The prefix subsets (1Q, 1QL, 1QLb) of 1QLbz7JHiBTspS962RLKV8GndWFw are an absolutely mess to work with. For example for the prefix 1QLbz7, the longer lower range is 1QLbz71111111111111111111111111111, so the corresponding higher range should be 1QLbz7zzzzzzzzzzzzzzzzzzzzzzzzzzzz, right? No, it's 1QLbz7Hzzzzzzzzzzzzzzzzzzzzzzzzzzz. I had to write a binary tree just for this prefix in my (dirty and useless) range generator implementation.

But why can there be at most two ranges? It's about adding 1s, which is the same as multiplying by 58. If we have a 01 byte for example, 58 would still be a byte, but we can't multiply by 58 once again; that would definitely increase the number of bytes by 1. On the other hand, some prefixes have 1 range because for example the byte 20 can't be multiplied by 58 without introducing another byte. Think of those bytes as the most significant bytes.

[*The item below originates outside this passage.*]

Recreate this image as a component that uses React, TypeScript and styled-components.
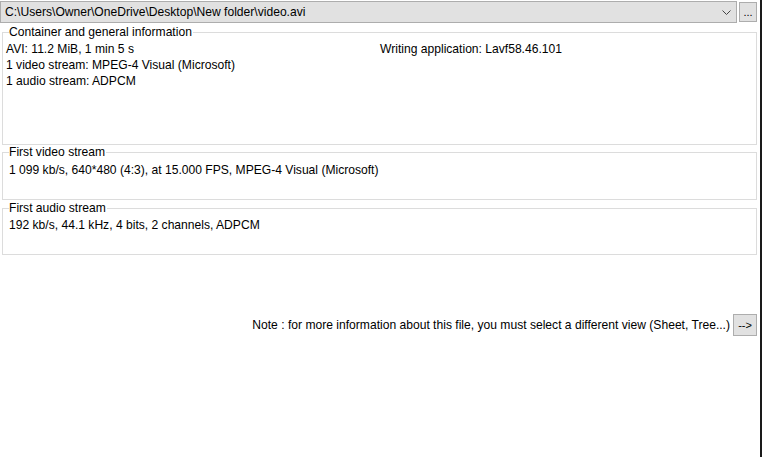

For example 1QLa (has two ranges, just below the one range boundary)'s ranges are (this time the result of base58 decode):

lower 0x0469... upper 0x0469... lower 0xfffe upper 0xffff

Notice that 0x0469 which is {4, 120}, when multiplied by 58 (ignore the rest, next few bytes which affect through multiplication carry) 232,105, the most significant byte is really close to 255.

About 40% of prefixes have 2 ranges.

Now, think of those addresses who start with 1. Overall, there are so many edge cases that multiplying by 58 to calculate difficulty is no good.

Addresses in other coins and testnets have network bytes other than 0x00. So they can have at most one range. Why? To multiply by 58 one has to multiply the network byte too; as a result the network byte is invalid.

TL;DR There are three things that make difficulty calculation complex:

  • Leading 1s are treated differently.
  • Public key hashes/public key hashes + checksums are in binary. So there are 2^20 of them. 2^20 isn't a power of 58, so the largest address won't be "1zzzzzzzzz...." but something longer than an address which could be filled with z. Same reasoning as the 36 example in the beginning.
  • Some prefixes have two ranges instead of one, with different address lengths.